## Problem details
Retype each record below word for word. Leave the pictures out.

Records with interface code:
····················

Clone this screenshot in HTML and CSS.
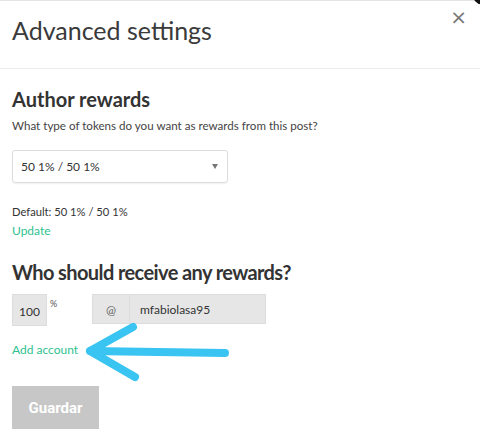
FILE: index.html
```html
<!DOCTYPE html>
<html>
<head>
<meta charset="utf-8">
<link rel="stylesheet" href="styles.css">
</head>
<body>
<div class="modal">
  <div class="corner"></div>
  <header class="head">
    <h1 class="title">Advanced settings</h1>
    <span class="close">×</span>
  </header>
  <section class="content">
    <h2 class="h2 h2-first">Author rewards</h2>
    <p class="hint">What type of tokens do you want as rewards from this post?</p>
    <div class="select"><span>50 1% / 50 1%</span><span class="caret"></span></div>
    <p class="small default">Default: 50 1% / 50 1%</p>
    <a class="link">Update</a>
    <h2 class="h2 h2-second">Who should receive any rewards?</h2>
    <div class="row">
      <div class="pct"><span class="pct-box">100</span><sup class="pct-sign">%</sup></div>
      <div class="acct"><span class="at">@</span><span class="name">mfabiolasa95</span></div>
    </div>
    <div class="addrow">
      <a class="link">Add account</a>
      <svg class="arrow" width="160" height="64" viewBox="0 0 160 64">
        <path d="M6 31 L141 33 M6 31 L49 7 M6 31 L51 57" fill="none" stroke="#39c4f1" stroke-width="8" stroke-linecap="round" stroke-linejoin="round"/>
      </svg>
    </div>
    <button class="btn">Guardar</button>
  </section>
</div>
</body>
</html>
```

FILE: styles.css
```css
html, body { margin: 0; padding: 0; background: #fff; }
body { width: 480px; height: 437px; overflow: hidden; font-family: Lato, "Open Sans", sans-serif; color: #333; }
.modal { position: relative; border-top: 1px solid #e4e4e4; height: 436px; }
.corner { position: absolute; top: -8px; right: -8px; width: 16px; height: 12px; border-radius: 0 0 0 14px; background: #111; }
.head { height: 67px; border-bottom: 1px solid #ececec; display: flex; justify-content: space-between; align-items: flex-start; padding: 0 12px 0 12px; }
.title { margin: 14px 0 0 0; font-size: 25px; font-weight: 400; color: #3a3a3a; letter-spacing: 0; }
.close { font-size: 20px; color: #777; margin-top: 6px; margin-right: 1px; font-family: "DejaVu Sans", sans-serif; line-height: 20px; }
.content { padding: 0 12px; }
.h2 { margin: 0; font-size: 20px; font-weight: 700; color: #333; }
.h2-first { margin-top: 18px; }
.hint { margin: 8px 0 0 0; font-size: 11.6px; color: #444; }
.select { width: 197px; height: 31px; margin-top: 18px; border: 1px solid #ddd; border-radius: 3px; box-shadow: 0 1px 2px rgba(0,0,0,0.06); display: flex; align-items: center; justify-content: space-between; padding: 0 9px 0 8px; font-size: 12px; color: #333; }
.caret { width: 0; height: 0; border-left: 3px solid transparent; border-right: 3px solid transparent; border-top: 5px solid #777; }
.small { font-size: 11.2px; margin: 0; }
.default { margin-top: 22px; }
.link { display: block; color: #2fc28f; font-size: 12px; margin-top: 5px; }
.h2-second { margin-top: 22px; letter-spacing: -0.6px; }
.row { display: flex; gap: 0; margin-top: 10px; height: 32px; }
.pct { display: flex; width: 80px; }
.pct-box { width: 35px; height: 32px; background: #e6e6e6; border: 1px solid #ddd; box-sizing: border-box; display: flex; align-items: center; justify-content: center; font-size: 12px; padding-top: 2px; }
.pct-sign { font-size: 9px; margin-left: 3px; margin-top: 5px; color: #555; line-height: 1; }
.acct { display: flex; height: 30px; }
.at { width: 38px; background: #e6e6e6; border: 1px solid #ddd; box-sizing: border-box; display: flex; align-items: center; justify-content: center; font-size: 12px; color: #666; }
.name { width: 136px; background: #e6e6e6; border: 1px solid #ddd; border-left: 0; box-sizing: border-box; display: flex; align-items: center; padding-left: 10px; font-size: 12px; color: #333; }
.addrow { position: relative; height: 40px; }
.addrow .link { margin-top: 16px; }
.arrow { position: absolute; left: 72px; top: -22px; }
.btn { display: block; margin-top: 4px; width: 87px; height: 43px; background: #c7c7c7; border: 0; color: #fff; font-family: Roboto, sans-serif; font-weight: 700; font-size: 15px; padding: 0; }
```
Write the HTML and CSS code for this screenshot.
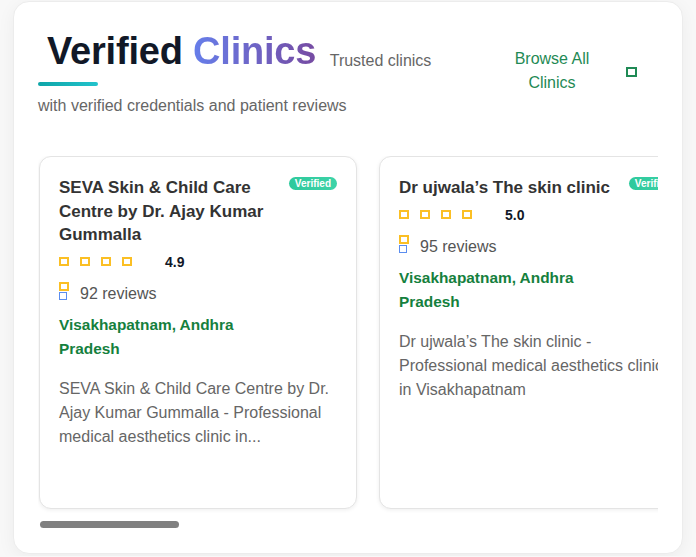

····················

## Written solution
Clone this screenshot in HTML and CSS.
FILE: index.html
```html
<!DOCTYPE html>
<html>
<head>
<meta charset="utf-8">
<link rel="stylesheet" href="styles.css">
</head>
<body>
<div class="modal">
  <div class="corner"></div>
  <header class="head">
    <h1 class="title">Advanced settings</h1>
    <span class="close">×</span>
  </header>
  <section class="content">
    <h2 class="h2 h2-first">Author rewards</h2>
    <p class="hint">What type of tokens do you want as rewards from this post?</p>
    <div class="select"><span>50 1% / 50 1%</span><span class="caret"></span></div>
    <p class="small default">Default: 50 1% / 50 1%</p>
    <a class="link">Update</a>
    <h2 class="h2 h2-second">Who should receive any rewards?</h2>
    <div class="row">
      <div class="pct"><span class="pct-box">100</span><sup class="pct-sign">%</sup></div>
      <div class="acct"><span class="at">@</span><span class="name">mfabiolasa95</span></div>
    </div>
    <div class="addrow">
      <a class="link">Add account</a>
      <svg class="arrow" width="160" height="64" viewBox="0 0 160 64">
        <path d="M6 31 L141 33 M6 31 L49 7 M6 31 L51 57" fill="none" stroke="#39c4f1" stroke-width="8" stroke-linecap="round" stroke-linejoin="round"/>
      </svg>
    </div>
    <button class="btn">Guardar</button>
  </section>
</div>
</body>
</html>
```

FILE: styles.css
```css
html, body { margin: 0; padding: 0; background: #fff; }
body { width: 480px; height: 437px; overflow: hidden; font-family: Lato, "Open Sans", sans-serif; color: #333; }
.modal { position: relative; border-top: 1px solid #e4e4e4; height: 436px; }
.corner { position: absolute; top: -8px; right: -8px; width: 16px; height: 12px; border-radius: 0 0 0 14px; background: #111; }
.head { height: 67px; border-bottom: 1px solid #ececec; display: flex; justify-content: space-between; align-items: flex-start; padding: 0 12px 0 12px; }
.title { margin: 14px 0 0 0; font-size: 25px; font-weight: 400; color: #3a3a3a; letter-spacing: 0; }
.close { font-size: 20px; color: #777; margin-top: 6px; margin-right: 1px; font-family: "DejaVu Sans", sans-serif; line-height: 20px; }
.content { padding: 0 12px; }
.h2 { margin: 0; font-size: 20px; font-weight: 700; color: #333; }
.h2-first { margin-top: 18px; }
.hint { margin: 8px 0 0 0; font-size: 11.6px; color: #444; }
.select { width: 197px; height: 31px; margin-top: 18px; border: 1px solid #ddd; border-radius: 3px; box-shadow: 0 1px 2px rgba(0,0,0,0.06); display: flex; align-items: center; justify-content: space-between; padding: 0 9px 0 8px; font-size: 12px; color: #333; }
.caret { width: 0; height: 0; border-left: 3px solid transparent; border-right: 3px solid transparent; border-top: 5px solid #777; }
.small { font-size: 11.2px; margin: 0; }
.default { margin-top: 22px; }
.link { display: block; color: #2fc28f; font-size: 12px; margin-top: 5px; }
.h2-second { margin-top: 22px; letter-spacing: -0.6px; }
.row { display: flex; gap: 0; margin-top: 10px; height: 32px; }
.pct { display: flex; width: 80px; }
.pct-box { width: 35px; height: 32px; background: #e6e6e6; border: 1px solid #ddd; box-sizing: border-box; display: flex; align-items: center; justify-content: center; font-size: 12px; padding-top: 2px; }
.pct-sign { font-size: 9px; margin-left: 3px; margin-top: 5px; color: #555; line-height: 1; }
.acct { display: flex; height: 30px; }
.at { width: 38px; background: #e6e6e6; border: 1px solid #ddd; box-sizing: border-box; display: flex; align-items: center; justify-content: center; font-size: 12px; color: #666; }
.name { width: 136px; background: #e6e6e6; border: 1px solid #ddd; border-left: 0; box-sizing: border-box; display: flex; align-items: center; padding-left: 10px; font-size: 12px; color: #333; }
.addrow { position: relative; height: 40px; }
.addrow .link { margin-top: 16px; }
.arrow { position: absolute; left: 72px; top: -22px; }
.btn { display: block; margin-top: 4px; width: 87px; height: 43px; background: #c7c7c7; border: 0; color: #fff; font-family: Roboto, sans-serif; font-weight: 700; font-size: 15px; padding: 0; }
```
Write the HTML and CSS code for this screenshot.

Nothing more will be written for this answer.